** Information supplied **
>> start
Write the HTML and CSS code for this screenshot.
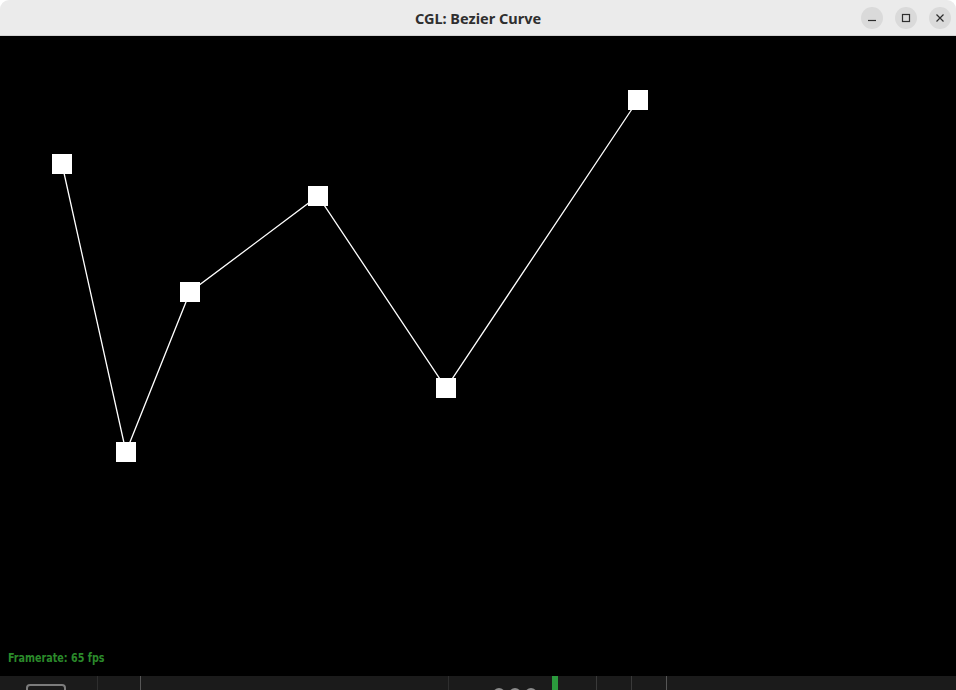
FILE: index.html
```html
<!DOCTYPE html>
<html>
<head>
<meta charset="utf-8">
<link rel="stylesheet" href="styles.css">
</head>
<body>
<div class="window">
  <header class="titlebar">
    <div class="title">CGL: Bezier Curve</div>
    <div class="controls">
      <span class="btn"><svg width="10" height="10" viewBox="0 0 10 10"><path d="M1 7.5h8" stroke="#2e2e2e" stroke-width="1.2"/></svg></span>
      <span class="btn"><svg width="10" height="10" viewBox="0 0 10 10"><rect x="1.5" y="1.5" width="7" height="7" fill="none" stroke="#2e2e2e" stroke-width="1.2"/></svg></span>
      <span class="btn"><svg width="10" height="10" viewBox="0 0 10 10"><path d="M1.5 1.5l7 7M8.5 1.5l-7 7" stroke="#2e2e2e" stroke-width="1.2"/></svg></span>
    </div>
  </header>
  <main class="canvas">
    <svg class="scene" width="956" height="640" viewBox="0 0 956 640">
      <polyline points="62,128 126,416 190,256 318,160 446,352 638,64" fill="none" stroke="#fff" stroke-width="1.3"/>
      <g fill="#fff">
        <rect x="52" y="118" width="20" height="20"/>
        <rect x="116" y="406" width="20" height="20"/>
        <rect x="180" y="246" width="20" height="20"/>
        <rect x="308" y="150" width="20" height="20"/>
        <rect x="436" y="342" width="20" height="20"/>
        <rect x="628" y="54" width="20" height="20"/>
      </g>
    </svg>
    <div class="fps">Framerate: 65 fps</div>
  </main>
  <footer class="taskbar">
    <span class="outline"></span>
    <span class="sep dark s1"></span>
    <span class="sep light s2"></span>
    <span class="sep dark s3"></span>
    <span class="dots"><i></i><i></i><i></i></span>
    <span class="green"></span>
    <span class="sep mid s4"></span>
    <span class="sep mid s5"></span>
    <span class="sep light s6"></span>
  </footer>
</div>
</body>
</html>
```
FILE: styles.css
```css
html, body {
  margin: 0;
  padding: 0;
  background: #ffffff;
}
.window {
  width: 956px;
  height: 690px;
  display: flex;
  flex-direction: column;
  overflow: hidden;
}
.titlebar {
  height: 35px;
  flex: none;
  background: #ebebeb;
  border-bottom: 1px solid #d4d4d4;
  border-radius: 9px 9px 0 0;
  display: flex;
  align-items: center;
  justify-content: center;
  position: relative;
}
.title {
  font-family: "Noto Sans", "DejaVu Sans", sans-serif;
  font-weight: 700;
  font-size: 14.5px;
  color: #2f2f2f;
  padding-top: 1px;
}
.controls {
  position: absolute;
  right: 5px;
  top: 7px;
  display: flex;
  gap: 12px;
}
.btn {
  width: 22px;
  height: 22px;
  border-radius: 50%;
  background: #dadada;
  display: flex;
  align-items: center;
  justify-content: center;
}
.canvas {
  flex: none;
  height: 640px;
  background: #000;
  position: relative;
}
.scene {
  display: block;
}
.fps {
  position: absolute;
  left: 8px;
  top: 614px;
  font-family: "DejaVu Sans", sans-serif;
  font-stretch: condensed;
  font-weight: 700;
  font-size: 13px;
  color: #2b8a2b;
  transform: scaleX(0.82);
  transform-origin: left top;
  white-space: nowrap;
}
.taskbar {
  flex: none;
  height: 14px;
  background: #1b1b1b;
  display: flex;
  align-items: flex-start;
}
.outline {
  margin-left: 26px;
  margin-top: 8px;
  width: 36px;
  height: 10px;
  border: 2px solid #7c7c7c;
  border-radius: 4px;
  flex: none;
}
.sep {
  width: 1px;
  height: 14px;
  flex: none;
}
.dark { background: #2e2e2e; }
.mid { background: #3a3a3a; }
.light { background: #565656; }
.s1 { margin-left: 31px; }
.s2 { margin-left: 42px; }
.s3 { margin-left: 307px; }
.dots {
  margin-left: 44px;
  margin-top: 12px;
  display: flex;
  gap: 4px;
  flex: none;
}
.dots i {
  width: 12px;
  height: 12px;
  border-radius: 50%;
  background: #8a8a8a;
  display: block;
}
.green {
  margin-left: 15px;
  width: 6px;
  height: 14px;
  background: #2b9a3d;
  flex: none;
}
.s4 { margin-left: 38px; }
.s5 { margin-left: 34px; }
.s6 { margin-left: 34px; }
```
>> end
Extract all the data above exactly, excluding every picture.

** Answer to the task **
Write the HTML and CSS code for this screenshot.
FILE: index.html
```html
<!DOCTYPE html>
<html>
<head>
<meta charset="utf-8">
<link rel="stylesheet" href="styles.css">
</head>
<body>
<div class="window">
  <header class="titlebar">
    <div class="title">CGL: Bezier Curve</div>
    <div class="controls">
      <span class="btn"><svg width="10" height="10" viewBox="0 0 10 10"><path d="M1 7.5h8" stroke="#2e2e2e" stroke-width="1.2"/></svg></span>
      <span class="btn"><svg width="10" height="10" viewBox="0 0 10 10"><rect x="1.5" y="1.5" width="7" height="7" fill="none" stroke="#2e2e2e" stroke-width="1.2"/></svg></span>
      <span class="btn"><svg width="10" height="10" viewBox="0 0 10 10"><path d="M1.5 1.5l7 7M8.5 1.5l-7 7" stroke="#2e2e2e" stroke-width="1.2"/></svg></span>
    </div>
  </header>
  <main class="canvas">
    <svg class="scene" width="956" height="640" viewBox="0 0 956 640">
      <polyline points="62,128 126,416 190,256 318,160 446,352 638,64" fill="none" stroke="#fff" stroke-width="1.3"/>
      <g fill="#fff">
        <rect x="52" y="118" width="20" height="20"/>
        <rect x="116" y="406" width="20" height="20"/>
        <rect x="180" y="246" width="20" height="20"/>
        <rect x="308" y="150" width="20" height="20"/>
        <rect x="436" y="342" width="20" height="20"/>
        <rect x="628" y="54" width="20" height="20"/>
      </g>
    </svg>
    <div class="fps">Framerate: 65 fps</div>
  </main>
  <footer class="taskbar">
    <span class="outline"></span>
    <span class="sep dark s1"></span>
    <span class="sep light s2"></span>
    <span class="sep dark s3"></span>
    <span class="dots"><i></i><i></i><i></i></span>
    <span class="green"></span>
    <span class="sep mid s4"></span>
    <span class="sep mid s5"></span>
    <span class="sep light s6"></span>
  </footer>
</div>
</body>
</html>
```
FILE: styles.css
```css
html, body {
  margin: 0;
  padding: 0;
  background: #ffffff;
}
.window {
  width: 956px;
  height: 690px;
  display: flex;
  flex-direction: column;
  overflow: hidden;
}
.titlebar {
  height: 35px;
  flex: none;
  background: #ebebeb;
  border-bottom: 1px solid #d4d4d4;
  border-radius: 9px 9px 0 0;
  display: flex;
  align-items: center;
  justify-content: center;
  position: relative;
}
.title {
  font-family: "Noto Sans", "DejaVu Sans", sans-serif;
  font-weight: 700;
  font-size: 14.5px;
  color: #2f2f2f;
  padding-top: 1px;
}
.controls {
  position: absolute;
  right: 5px;
  top: 7px;
  display: flex;
  gap: 12px;
}
.btn {
  width: 22px;
  height: 22px;
  border-radius: 50%;
  background: #dadada;
  display: flex;
  align-items: center;
  justify-content: center;
}
.canvas {
  flex: none;
  height: 640px;
  background: #000;
  position: relative;
}
.scene {
  display: block;
}
.fps {
  position: absolute;
  left: 8px;
  top: 614px;
  font-family: "DejaVu Sans", sans-serif;
  font-stretch: condensed;
  font-weight: 700;
  font-size: 13px;
  color: #2b8a2b;
  transform: scaleX(0.82);
  transform-origin: left top;
  white-space: nowrap;
}
.taskbar {
  flex: none;
  height: 14px;
  background: #1b1b1b;
  display: flex;
  align-items: flex-start;
}
.outline {
  margin-left: 26px;
  margin-top: 8px;
  width: 36px;
  height: 10px;
  border: 2px solid #7c7c7c;
  border-radius: 4px;
  flex: none;
}
.sep {
  width: 1px;
  height: 14px;
  flex: none;
}
.dark { background: #2e2e2e; }
.mid { background: #3a3a3a; }
.light { background: #565656; }
.s1 { margin-left: 31px; }
.s2 { margin-left: 42px; }
.s3 { margin-left: 307px; }
.dots {
  margin-left: 44px;
  margin-top: 12px;
  display: flex;
  gap: 4px;
  flex: none;
}
.dots i {
  width: 12px;
  height: 12px;
  border-radius: 50%;
  background: #8a8a8a;
  display: block;
}
.green {
  margin-left: 15px;
  width: 6px;
  height: 14px;
  background: #2b9a3d;
  flex: none;
}
.s4 { margin-left: 38px; }
.s5 { margin-left: 34px; }
.s6 { margin-left: 34px; }
```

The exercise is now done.